No action from Obama in wake of Trayvon

04:39, Jul 18 2013
Trayvon Martin
DEAD: Trayvon Martin was shot and killed as he walked through a gated neighbourhood.

In 1999, a state senator from Chicago heard constituents complain that police were free to pull over drivers because they were black. 

So Barack Obama proposed a bill to tackle racial profiling. When it failed, he revised it and proposed it again and again.

"Race and ethnicity is not an indicator of criminal activity," Obama said when his bill finally passed the Illinois state Senate four years later. 

He said targeting individuals based on race was humiliating and fostered contempt in black communities.

His efforts offer some of the clearest clues as to how the first black US president feels about an issue that's polarizing a nation upset by the shooting death of unarmed black teenager Trayvon Martin.

Obama has rarely spoken about his own experience with incidents he perceived to be race-related. In his 2006 book The Audacity of Hope, he described his struggles with the injustices of "driving while black" and the vigilance he felt was still necessary for him and his family.

"I can recite the usual litany of petty slights that during my 45 years have been directed my way: security guards tailing me as I shop in department stores, white couples who toss me their car keys as I stand outside a restaurant waiting for the valet, police cars pulling me over for no apparent reason," Obama wrote.

Obama's administration has treated carefully the acquittal of George Zimmerman, the neighbourhood watch volunteer who fatally shot Martin during a confrontation in his Florida gated community, where Martin was visiting family.

Hurt in the past by injecting himself into racial debates, Obama is wary of taking sides this time. After Zimmerman's acquittal, an Obama statement said "a jury has spoken," and he called for calm.

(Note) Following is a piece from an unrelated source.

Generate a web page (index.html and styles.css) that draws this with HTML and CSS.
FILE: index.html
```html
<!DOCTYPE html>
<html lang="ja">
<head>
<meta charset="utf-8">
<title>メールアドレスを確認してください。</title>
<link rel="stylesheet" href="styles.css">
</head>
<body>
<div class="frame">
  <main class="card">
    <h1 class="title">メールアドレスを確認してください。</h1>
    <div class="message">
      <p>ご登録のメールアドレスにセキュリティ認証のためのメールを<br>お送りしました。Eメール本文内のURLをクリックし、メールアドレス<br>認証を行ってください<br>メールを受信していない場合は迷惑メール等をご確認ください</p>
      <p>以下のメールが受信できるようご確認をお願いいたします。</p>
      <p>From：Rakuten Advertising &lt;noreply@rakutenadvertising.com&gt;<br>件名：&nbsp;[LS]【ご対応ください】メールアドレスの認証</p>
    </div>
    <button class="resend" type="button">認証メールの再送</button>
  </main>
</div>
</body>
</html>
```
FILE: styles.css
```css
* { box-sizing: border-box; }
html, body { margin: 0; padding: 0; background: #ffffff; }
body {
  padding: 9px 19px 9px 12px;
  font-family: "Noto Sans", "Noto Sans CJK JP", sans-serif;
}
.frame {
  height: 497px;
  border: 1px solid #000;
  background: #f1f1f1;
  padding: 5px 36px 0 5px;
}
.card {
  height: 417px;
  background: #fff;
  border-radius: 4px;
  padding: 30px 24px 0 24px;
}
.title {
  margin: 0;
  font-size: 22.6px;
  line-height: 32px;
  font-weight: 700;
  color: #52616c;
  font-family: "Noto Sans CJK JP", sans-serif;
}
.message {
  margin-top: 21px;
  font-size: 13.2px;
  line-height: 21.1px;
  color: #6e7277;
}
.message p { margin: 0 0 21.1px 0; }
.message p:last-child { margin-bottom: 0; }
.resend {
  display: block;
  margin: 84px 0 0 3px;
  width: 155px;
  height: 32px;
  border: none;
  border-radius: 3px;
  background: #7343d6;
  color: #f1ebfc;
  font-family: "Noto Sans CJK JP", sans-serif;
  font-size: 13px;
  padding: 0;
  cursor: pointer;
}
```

While Martin's family has said the teenager was racially profiled, race was barely mentioned during the nationally televised trial. 

Now the Justice Department is looking into Martin's death to see whether civil rights charges can be filed. 

Federal prosecutors would have to show evidence Zimmerman was motivated by racial animosity to kill the 17-year-old. 

Zimmerman says Martin physically assaulted him and he shot the teenager in self-defence.

Obama, in his only public comments on the verdict, looked to the future, urging Americans to ask themselves how such tragedies can be prevented.

These days, he cites gun control. But as a young state senator, he and a few colleagues led a fight to require police to keep track of the demographics of drivers they pulled over - race, gender and age - then have those records analyzed to root out any patterns of bias. 

Another bill Obama pushed sought to prevent wrongful convictions by requiring police to videotape interrogations for crimes like homicide.

"There was strong opposition from law enforcement on these issues," Emil Jones Jr., the state Senate's president at the time, said in an interview. "He was skillful enough to be able to get them on board."

One of Obama's arguments to skeptical police groups was to say his legislation could actually exonerate fair-minded officers. Those unjustly accused of racial profiling would have evidence to show that wasn't the case.

Both the racial profiling and videotaped interrogations bills eventually passed in the Legislature in 2003.

When the profiling bill became law, the data showed blacks and other minorities were being pulled over about three times as often as whites, said Craig Futterman, who sits on the statewide panel that oversees the law. These days, it's down to about twice as often, he said.

"The fact that this data was being collected and monitored actually dramatically reduced racial profiling in Illinois," said Futterman, a professor at the University of Chicago Law School, where Obama once taught.

But as rallies continue across the US, with protesters demanding justice for the teenager who was shot dead after buying candy, it's not clear what steps the administration may take.

"I don't have any process to announce today going forward," said Jay Carney, Obama's spokesman.

He noted Obama's work on the issue in Illinois and said Obama "believes it's an issue worthy of consideration and action."